#### [Problem requirements]
Search the entries below. Return every line that has "components" in it.

-- Start Task inputs --

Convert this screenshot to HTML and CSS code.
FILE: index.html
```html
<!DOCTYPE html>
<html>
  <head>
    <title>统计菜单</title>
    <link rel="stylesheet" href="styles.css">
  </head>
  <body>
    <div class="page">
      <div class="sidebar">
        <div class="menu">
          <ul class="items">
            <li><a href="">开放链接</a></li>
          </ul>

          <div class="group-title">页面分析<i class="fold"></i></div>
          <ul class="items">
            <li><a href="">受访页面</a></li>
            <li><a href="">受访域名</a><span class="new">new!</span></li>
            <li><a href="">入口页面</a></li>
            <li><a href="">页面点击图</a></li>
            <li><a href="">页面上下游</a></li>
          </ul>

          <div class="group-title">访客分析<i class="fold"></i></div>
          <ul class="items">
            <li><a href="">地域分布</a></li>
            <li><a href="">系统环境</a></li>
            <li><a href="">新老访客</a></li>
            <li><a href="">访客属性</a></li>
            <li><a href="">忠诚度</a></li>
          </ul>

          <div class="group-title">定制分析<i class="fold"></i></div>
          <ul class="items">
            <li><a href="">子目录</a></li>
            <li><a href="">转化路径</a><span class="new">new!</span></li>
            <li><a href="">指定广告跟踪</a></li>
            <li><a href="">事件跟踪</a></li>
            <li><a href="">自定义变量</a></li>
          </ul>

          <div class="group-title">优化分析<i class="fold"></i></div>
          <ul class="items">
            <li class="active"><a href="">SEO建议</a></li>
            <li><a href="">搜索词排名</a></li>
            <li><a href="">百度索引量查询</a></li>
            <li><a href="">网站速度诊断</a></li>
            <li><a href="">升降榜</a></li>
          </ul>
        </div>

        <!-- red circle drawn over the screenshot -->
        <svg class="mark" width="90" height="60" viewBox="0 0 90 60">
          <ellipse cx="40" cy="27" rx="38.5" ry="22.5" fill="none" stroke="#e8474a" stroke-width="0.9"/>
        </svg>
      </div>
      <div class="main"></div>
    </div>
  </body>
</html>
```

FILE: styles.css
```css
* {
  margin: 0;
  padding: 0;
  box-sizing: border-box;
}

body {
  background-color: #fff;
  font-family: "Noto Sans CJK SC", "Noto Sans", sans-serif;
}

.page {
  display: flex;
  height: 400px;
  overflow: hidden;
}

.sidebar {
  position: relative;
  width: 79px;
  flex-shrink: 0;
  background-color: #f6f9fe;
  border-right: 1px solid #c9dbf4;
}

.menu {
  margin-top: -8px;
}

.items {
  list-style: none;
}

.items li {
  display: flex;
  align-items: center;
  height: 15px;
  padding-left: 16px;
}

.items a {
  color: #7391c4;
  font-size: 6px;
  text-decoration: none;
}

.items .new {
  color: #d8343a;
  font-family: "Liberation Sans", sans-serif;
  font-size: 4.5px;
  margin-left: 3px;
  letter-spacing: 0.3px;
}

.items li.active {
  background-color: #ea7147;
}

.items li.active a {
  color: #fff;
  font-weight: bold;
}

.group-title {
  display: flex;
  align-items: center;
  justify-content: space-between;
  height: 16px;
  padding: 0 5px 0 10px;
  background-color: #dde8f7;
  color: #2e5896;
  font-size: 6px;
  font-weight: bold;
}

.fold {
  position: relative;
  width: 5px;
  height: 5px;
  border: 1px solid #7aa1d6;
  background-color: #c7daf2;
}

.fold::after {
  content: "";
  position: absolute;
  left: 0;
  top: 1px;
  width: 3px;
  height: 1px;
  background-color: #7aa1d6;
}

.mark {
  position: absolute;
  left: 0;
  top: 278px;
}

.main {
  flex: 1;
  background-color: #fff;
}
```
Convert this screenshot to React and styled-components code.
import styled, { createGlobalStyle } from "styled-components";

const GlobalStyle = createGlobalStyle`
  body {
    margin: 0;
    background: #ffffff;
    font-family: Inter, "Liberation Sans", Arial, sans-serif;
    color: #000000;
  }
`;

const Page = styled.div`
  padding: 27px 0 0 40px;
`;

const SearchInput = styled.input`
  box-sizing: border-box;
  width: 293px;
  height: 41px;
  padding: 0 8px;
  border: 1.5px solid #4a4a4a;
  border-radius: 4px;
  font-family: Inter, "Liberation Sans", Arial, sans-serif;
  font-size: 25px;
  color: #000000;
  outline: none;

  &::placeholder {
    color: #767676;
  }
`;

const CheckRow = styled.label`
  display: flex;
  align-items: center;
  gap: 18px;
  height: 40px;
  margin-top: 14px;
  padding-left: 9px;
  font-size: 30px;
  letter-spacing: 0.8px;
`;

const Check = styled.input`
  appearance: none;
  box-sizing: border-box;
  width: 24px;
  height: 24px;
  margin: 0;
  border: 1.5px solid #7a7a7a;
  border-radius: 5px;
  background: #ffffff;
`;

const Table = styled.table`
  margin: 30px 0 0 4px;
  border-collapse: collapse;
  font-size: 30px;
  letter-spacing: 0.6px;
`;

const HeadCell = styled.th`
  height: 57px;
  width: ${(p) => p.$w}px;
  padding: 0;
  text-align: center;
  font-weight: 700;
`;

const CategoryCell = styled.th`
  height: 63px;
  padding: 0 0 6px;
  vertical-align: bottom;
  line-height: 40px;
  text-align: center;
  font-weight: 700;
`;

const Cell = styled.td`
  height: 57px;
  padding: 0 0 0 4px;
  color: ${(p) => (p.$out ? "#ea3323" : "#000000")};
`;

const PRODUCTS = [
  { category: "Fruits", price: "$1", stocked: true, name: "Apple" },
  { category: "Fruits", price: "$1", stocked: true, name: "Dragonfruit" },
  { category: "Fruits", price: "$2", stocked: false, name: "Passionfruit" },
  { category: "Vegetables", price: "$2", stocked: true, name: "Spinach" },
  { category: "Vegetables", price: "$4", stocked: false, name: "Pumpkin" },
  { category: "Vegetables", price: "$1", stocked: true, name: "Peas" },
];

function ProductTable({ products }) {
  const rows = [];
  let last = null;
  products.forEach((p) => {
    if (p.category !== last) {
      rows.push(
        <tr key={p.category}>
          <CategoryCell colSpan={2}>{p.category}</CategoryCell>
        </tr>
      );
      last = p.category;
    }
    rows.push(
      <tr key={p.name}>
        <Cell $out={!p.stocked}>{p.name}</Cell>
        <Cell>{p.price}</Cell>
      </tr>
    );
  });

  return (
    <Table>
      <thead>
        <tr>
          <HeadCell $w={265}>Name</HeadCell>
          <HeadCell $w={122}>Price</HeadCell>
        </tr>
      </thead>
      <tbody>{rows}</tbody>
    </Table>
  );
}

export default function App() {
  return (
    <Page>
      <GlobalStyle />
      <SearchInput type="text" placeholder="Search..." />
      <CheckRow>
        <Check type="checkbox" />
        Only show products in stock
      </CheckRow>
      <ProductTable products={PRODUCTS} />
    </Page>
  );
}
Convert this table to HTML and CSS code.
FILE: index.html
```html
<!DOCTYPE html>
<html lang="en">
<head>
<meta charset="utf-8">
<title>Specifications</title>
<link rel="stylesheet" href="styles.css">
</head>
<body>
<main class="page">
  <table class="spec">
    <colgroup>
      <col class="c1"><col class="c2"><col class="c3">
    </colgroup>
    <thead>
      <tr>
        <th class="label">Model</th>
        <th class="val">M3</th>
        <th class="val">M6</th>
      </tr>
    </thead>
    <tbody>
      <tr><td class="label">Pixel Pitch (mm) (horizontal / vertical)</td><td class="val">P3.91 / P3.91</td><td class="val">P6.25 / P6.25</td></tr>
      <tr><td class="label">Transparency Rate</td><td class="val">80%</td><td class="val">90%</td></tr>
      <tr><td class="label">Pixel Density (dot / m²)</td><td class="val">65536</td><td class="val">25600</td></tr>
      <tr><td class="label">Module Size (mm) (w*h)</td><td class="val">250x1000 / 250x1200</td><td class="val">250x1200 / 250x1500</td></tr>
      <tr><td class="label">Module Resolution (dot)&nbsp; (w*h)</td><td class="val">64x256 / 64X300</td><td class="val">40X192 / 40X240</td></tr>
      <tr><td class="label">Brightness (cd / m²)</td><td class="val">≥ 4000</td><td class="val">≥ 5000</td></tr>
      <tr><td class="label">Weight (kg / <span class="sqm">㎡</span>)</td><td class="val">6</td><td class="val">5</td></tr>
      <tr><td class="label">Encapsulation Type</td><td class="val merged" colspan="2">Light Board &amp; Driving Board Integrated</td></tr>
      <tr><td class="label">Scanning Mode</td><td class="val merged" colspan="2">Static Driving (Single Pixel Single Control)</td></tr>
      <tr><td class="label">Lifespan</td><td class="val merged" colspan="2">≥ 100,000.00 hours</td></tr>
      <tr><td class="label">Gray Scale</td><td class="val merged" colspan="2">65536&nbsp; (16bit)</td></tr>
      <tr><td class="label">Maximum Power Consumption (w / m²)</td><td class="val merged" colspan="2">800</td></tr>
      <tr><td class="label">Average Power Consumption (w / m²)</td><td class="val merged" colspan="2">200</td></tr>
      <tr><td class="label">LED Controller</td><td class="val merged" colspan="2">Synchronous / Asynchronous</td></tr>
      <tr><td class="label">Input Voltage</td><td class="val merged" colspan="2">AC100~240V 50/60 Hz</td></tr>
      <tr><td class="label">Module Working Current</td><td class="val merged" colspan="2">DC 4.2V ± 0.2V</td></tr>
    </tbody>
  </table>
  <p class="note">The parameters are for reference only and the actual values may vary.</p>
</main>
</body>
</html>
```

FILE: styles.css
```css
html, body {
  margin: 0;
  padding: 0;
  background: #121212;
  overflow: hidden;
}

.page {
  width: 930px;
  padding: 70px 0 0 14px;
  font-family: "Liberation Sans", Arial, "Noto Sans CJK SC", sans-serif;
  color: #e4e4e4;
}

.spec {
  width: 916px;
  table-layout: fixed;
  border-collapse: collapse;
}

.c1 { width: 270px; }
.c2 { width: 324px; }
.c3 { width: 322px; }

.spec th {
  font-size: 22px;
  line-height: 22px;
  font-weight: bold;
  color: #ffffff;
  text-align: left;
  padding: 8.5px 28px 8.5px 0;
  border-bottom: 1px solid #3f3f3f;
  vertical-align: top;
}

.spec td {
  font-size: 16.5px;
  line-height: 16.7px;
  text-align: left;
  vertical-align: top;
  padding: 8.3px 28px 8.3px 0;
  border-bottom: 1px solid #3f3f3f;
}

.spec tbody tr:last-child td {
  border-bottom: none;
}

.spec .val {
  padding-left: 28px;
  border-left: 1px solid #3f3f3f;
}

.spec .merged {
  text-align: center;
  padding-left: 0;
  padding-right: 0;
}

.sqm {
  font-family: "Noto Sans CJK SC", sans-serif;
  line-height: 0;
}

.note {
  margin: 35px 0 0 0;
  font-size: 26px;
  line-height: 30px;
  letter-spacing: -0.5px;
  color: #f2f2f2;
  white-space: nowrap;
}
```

-- End Task inputs --

#### [Solved exercise]
Convert this screenshot to React and styled-components code.
import styled, { createGlobalStyle } from "styled-components";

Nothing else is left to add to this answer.